Il peut donc vous faire réviser à la fois la méthodologie de la dissertation, et les principaux axes de la notion. Lisez-le donc minutieusement, et bon courage pour ces dernières semaines de révision !
La poétique du monde
“Voir le monde dans un Grain de Sable,
Et le Ciel dans une Simple Fleur,
L’Infini, dans ma main, saisissable,
Et l’Eternité n’est qu’une heure”.
William Blake, Auguries of Innocence
Dans ces quatre vers ouvrant ce poème de William Blake, l’artiste évoque un monde dont la beauté, emprisonnée par le poète, n’en est que mieux dépeinte. C’est que Blake condense en un quatrain les élements du microcosme et du macrocosme, leurs échelles respectives inversées en un procédé stylistique dont seul le poète a le secret ; n’est-il en effet pas le plus à même de révéler la poétique du monde ?
Le monde est par définition harmonieux ; c’est dire qu’il est donc un objet privilégié de la poésie, tant sa beauté intrinsèque se prête au lyrisme. Les vers permettent ainsi de célébrer le kosmos en mimant sa perfection ; la poétique du monde est donc avant tout son ordre parfait, qui se prête, presque comme par magie, au discours littéraire et aux correspondances. C’est que cet ordre ne fait monde que parce qu’il tisse des liens, que le poète peut alors retracer et remanier à sa guise pour en extraire l’essence divine. On peut donc dire que le monde est poétique par nature, en tant qu’il est cet ordre ; il se prête donc à la poésie mieux que tout autre objet.
Mais la poétique du monde n’embellit-elle pas un univers plus chaotique qu’il ne le voudrait, qui dépasse sa simple acception éthymologique pour désigner le réel dans sa totalité, et donc également dans ses aspects les plus disharmonieux ? Le chaos du monde ne doit-il pas également être chanté, la lyre permettant alors – peut-être – de consoler le lecteur face à la cacophonie qu’est l’univers infini ? La poétique du monde est donc également l’art de faire de l’ordre avec du désordre ; de remanier les aspects disharmonieux du monde qui se fait univers – et Blake ne dirait pas le contraire, lui qui fond tous ses aspects en un pour penser le temps et l’éternité en une seule entité que seule la poésie peut créer. Mais s’il faut se ressaisir de cette éternité, c’est bien qu’elle n’existe pas dans le monde, et que la poétique du monde n’enjoint donc qu’à le quitter en une “élévation” – dirait Baudelaire – qui l’emmène aussi loin que possible.

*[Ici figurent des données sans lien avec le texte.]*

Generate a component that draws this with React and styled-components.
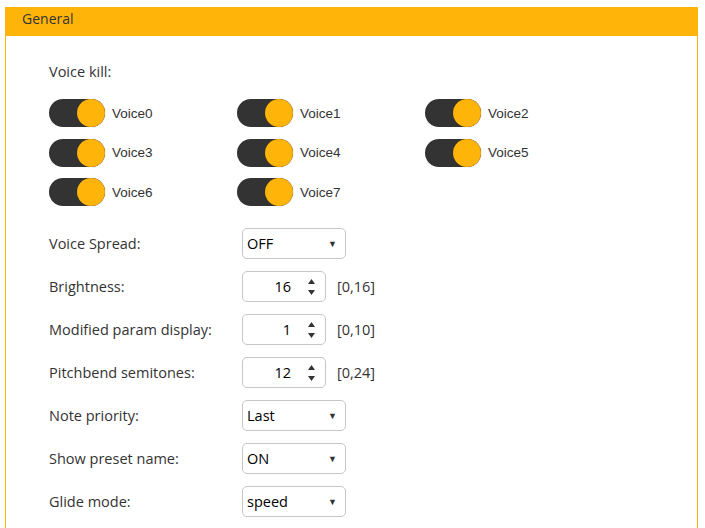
import React from 'react';
import styled, { createGlobalStyle } from 'styled-components';

const Global = createGlobalStyle`
  html, body {
    margin: 0;
    padding: 0;
    background: #fff;
  }
  body {
    font-family: 'Open Sans', 'Noto Sans', sans-serif;
    color: #333;
  }
`;

const Panel = styled.section`
  margin: 7px 0 0 5px;
  width: 693px;
  min-height: 540px;
  border: 1px solid #ffb40a;
  border-top: none;
  box-sizing: border-box;
`;

const Header = styled.header`
  height: 29px;
  box-sizing: border-box;
  background: #ffb40a;
  padding: 2px 0 0 16px;
  font-size: 14px;
  line-height: 19px;
  color: #333;
`;

const Body = styled.div`
  padding: 26px 0 0 43px;
`;

const Title = styled.div`
  font-size: 14.5px;
  line-height: 20px;
  color: #333;
`;

const ToggleGrid = styled.div`
  display: grid;
  grid-template-columns: repeat(3, 188px);
  row-gap: 11.5px;
  margin-top: 17px;
`;

const ToggleItem = styled.label`
  display: flex;
  align-items: center;
  gap: 7px;
  font-family: 'Liberation Sans', Arial, sans-serif;
  font-size: 13.5px;
  color: #333;
`;

const Track = styled.span`
  width: 56px;
  height: 28px;
  border-radius: 14px;
  background: ${(p) => (p.$on ? '#333' : '#ccc')};
  display: flex;
  justify-content: ${(p) => (p.$on ? 'flex-end' : 'flex-start')};
`;

const Knob = styled.span`
  width: 28px;
  height: 28px;
  border-radius: 50%;
  background: #ffb40a;
  box-shadow: 0 0 1px rgba(0, 0, 0, 0.5);
`;

const Form = styled.div`
  display: grid;
  grid-template-columns: 193px auto;
  row-gap: 12px;
  margin-top: 22px;
  align-items: center;
`;

const Label = styled.div`
  font-size: 14.5px;
  color: #333;
`;

const Field = styled.div`
  display: flex;
  align-items: center;
  gap: 11px;
`;

const Box = styled.div`
  box-sizing: border-box;
  height: 31px;
  width: ${(p) => p.$w}px;
  border: 1px solid #c6c6c6;
  border-radius: 5px;
  display: flex;
  align-items: center;
  font-size: 14.5px;
  color: #000;
  background: #fff;
`;

const SelectValue = styled.span`
  flex: 1;
  padding-left: 4px;
`;

const Caret = styled.span`
  font-size: 9px;
  color: #333;
  margin-right: 8px;
`;

const NumValue = styled.span`
  flex: 1;
  text-align: right;
  padding-right: 17px;
`;

const Spinner = styled.span`
  display: flex;
  flex-direction: column;
  align-items: center;
  margin-right: 10px;
  gap: 6px;
  svg {
    display: block;
  }
`;

const Range = styled.span`
  font-size: 14.5px;
  color: #333;
`;

function Toggle({ name }) {
  return (
    <ToggleItem>
      <Track $on>
        <Knob />
      </Track>
      {name}
    </ToggleItem>
  );
}

function Select({ value }) {
  return (
    <Box $w={104}>
      <SelectValue>{value}</SelectValue>
      <Caret>▼</Caret>
    </Box>
  );
}

function NumberInput({ value, range }) {
  return (
    <Field>
      <Box $w={84}>
        <NumValue>{value}</NumValue>
        <Spinner>
          <svg width="7" height="5" viewBox="0 0 7 5">
            <path d="M3.5 0 L7 5 L0 5 Z" fill="#333" />
          </svg>
          <svg width="7" height="5" viewBox="0 0 7 5">
            <path d="M0 0 L7 0 L3.5 5 Z" fill="#333" />
          </svg>
        </Spinner>
      </Box>
      <Range>{range}</Range>
    </Field>
  );
}

const voices = ['Voice0', 'Voice1', 'Voice2', 'Voice3', 'Voice4', 'Voice5', 'Voice6', 'Voice7'];

export default function App() {
  return (
    <>
      <Global />
      <Panel>
        <Header>General</Header>
        <Body>
          <Title>Voice kill:</Title>
          <ToggleGrid>
            {voices.map((v) => (
              <Toggle key={v} name={v} />
            ))}
          </ToggleGrid>
          <Form>
            <Label>Voice Spread:</Label>
            <Select value="OFF" />
            <Label>Brightness:</Label>
            <NumberInput value="16" range="[0,16]" />
            <Label>Modified param display:</Label>
            <NumberInput value="1" range="[0,10]" />
            <Label>Pitchbend semitones:</Label>
            <NumberInput value="12" range="[0,24]" />
            <Label>Note priority:</Label>
            <Select value="Last" />
            <Label>Show preset name:</Label>
            <Select value="ON" />
            <Label>Glide mode:</Label>
            <Select value="speed" />
          </Form>
        </Body>
      </Panel>
    </>
  );
}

La poétique du monde est-elle célébration de sa beauté et de son ordre, ou au contraire consolation face à son chaos ?
Le monde est d’emblée poétique, par son harmonie et son sublime ; il faut donc bien que le poète le chante – et peut-être n’a-t-il pas d’autre choix. Mais c’est alors dire que ce lyrisme du monde n’est que consolation – une élégie, une plainte devenue poétique, le monde n’étant supportable qu’avec la poésie. Le poète est alors celui qui réconcilie cosmos et chaos par le jeu de correspondances propre à son art ; ainsi, il fait de la poétique du monde non seulement le moyen optimal de dire le monde et sa complexité, mais peut-être, en réalité, le seul.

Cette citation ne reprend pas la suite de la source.